Here are just a few I found today:

  • In my office, in the corner, is a now fading paper-mâché globe. It has all the continents on it and is painted blue. My oldest daughter made it for me years ago, in elementary school, and I’ve kept it for nearly ten years. People who’ve never been to my office always ask about it. My oldest is hardly a baby (except in my eyes). She’s about to graduate now, but I remember days in the past when she’d come to my office (it was a treat) and played with the stuff I’d collected in my “fun drawer.”

            

  • In my desk drawer at work is a now-kind-of dirty plastic baby. I found that little sucker almost exactly eight years ago in a Mardi Gras King Cake. I’m not sure what to say about the agency that felt compelled to send it to us then; but I should be sending them a child support bill, because lo and behold, nine months after I found that little boy in my piece of cake, I welcomed my son into the world.
  • When I was in high school, my parents bought me a real trumpet. For years, I’ve kept it, even when I haven’t played it. My Dad is the one who really ensured that I’d get it, and in his heart of hearts, he wanted to hear me play it more (particularly in church). I remember when I went to graduate school at Alabama that this horn was likely the only thing standing between me and cracking up. It’s been a lifeline to me so many times … and even tonight, as I opened the case, oiled the valves and played for the first time in ages … it was like it spoke to me, saying, “Hey friend, it’s good to see you; you don’t know what you’ve missed.”

    

  • I’ve been friends with Tom Woods since I first met him in college. I was friends with him when his dad taught me Freshman English, and Tom was trying to understand why I had a fixation with Jody Whatley. Tom is one of the most amazing people I’ve ever known. Today, he’s Father Tom. In previous lives, he taught in Ecuador, traveled to Poland, and wrote his name on his chest in magic marker as he traveled across Columbia to see the Pope.

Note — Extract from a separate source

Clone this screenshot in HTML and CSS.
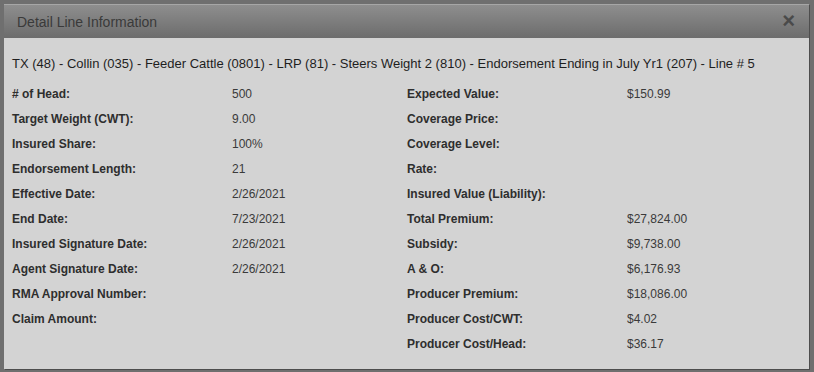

One day, he gave me this tiny wooden … thing … it’s just a painted piece of wood from Ecuador. But it’s something he gave me. It reminds of this great friend I have; we certainly see the world in different ways, have different ideas of faith and belief … but he is and will always be, my friend.
  • In the back of the cabinet where I keep my liquor, I have at least one empty bottle. It’s a now-empty bottle of Swing. I only have one friend who is both a fan of Swing and willing to purchase it for me … Sean Kelley. He and his wife Patti have been friends since I moved to McCalla. That bottle, and I can’t actually remember exactly, was either a gift for my 40th birthday or some other celebration I had. I keep it not because I need a cool bottle, but because it reminds me what great friends they are, how they’ve been there for me and my children so many times and how they’ve made my life more bearable and better for knowing them.

    

  • In my closet, I have approximately 1,209 t-shirts, some dating from the hair-shirt era. One that I have kept over the years is one my ex-wife gave me nearly 20 years ago now. When I see it, I remember our college days … drinking 190 in my apartment in Tuscaloosa and serenading her outside her dorm. There’s nothing remarkable about the shirt; it came from Banana Republic … before they were cool, and moved from the spot in the Galleria with the Jeep coming through the window. It’s frayed around the collar and the sleeves. There are yellow paint splotches on it. I’d never wear it in public, but someone else will need to throw it out.
  • With each of my kids, I’ve saved something that symbolized their infancy to me. With Emma, it was a multi-colored dress that she picked out herself. With Ben, it was some of the toys and stuffed animals that he latched on to … or the Mardi Gras beads that he loved playing with as a tot. With Betsy, I’m saving this … thing … it’s not her favorite by any stretch. But it’s the first thing bought for her specifically.

    

  • Last Christmas, I received one of the coolest gifts that anyone has ever given me — a set of Batman cufflinks. Heidi Rowe had seen me plenty of times with cufflinks. But she did something no one else had; she decided to buy a pair for me. She talked with Emma, behind my back, to see what I’d like the most — Batman or Superman? They weren’t easy to find or easy to get. It’s kind of symbolic, to me, of what type of person she is — creative, bold, persevering … and thoughtful. Maybe she knew it or Emma did, but I like Batman. He’s human. He struggles. He’s smart, but vulnerable. He’s a bit of a tortured soul … he could be a writer.

I could go on and in full disclosure, I probably should …

But these are just a few things that remind me of when I was happiest and what makes me happiest. It’s not the thing itself, but just a symbol, a remembrance that is meaningful probably only (or mostly) to me. Call them happy distractions, if you will. I call them happy testaments to the best in us … our desire to give of ourselves, our faith in hope and the future, friendship, love and family.

Like a photo of something beautiful, I can linger. I can take this goodness and joy in at my own pace and not be forced to enjoy it at the speed of life.

I can enjoy it at the speed of happiness.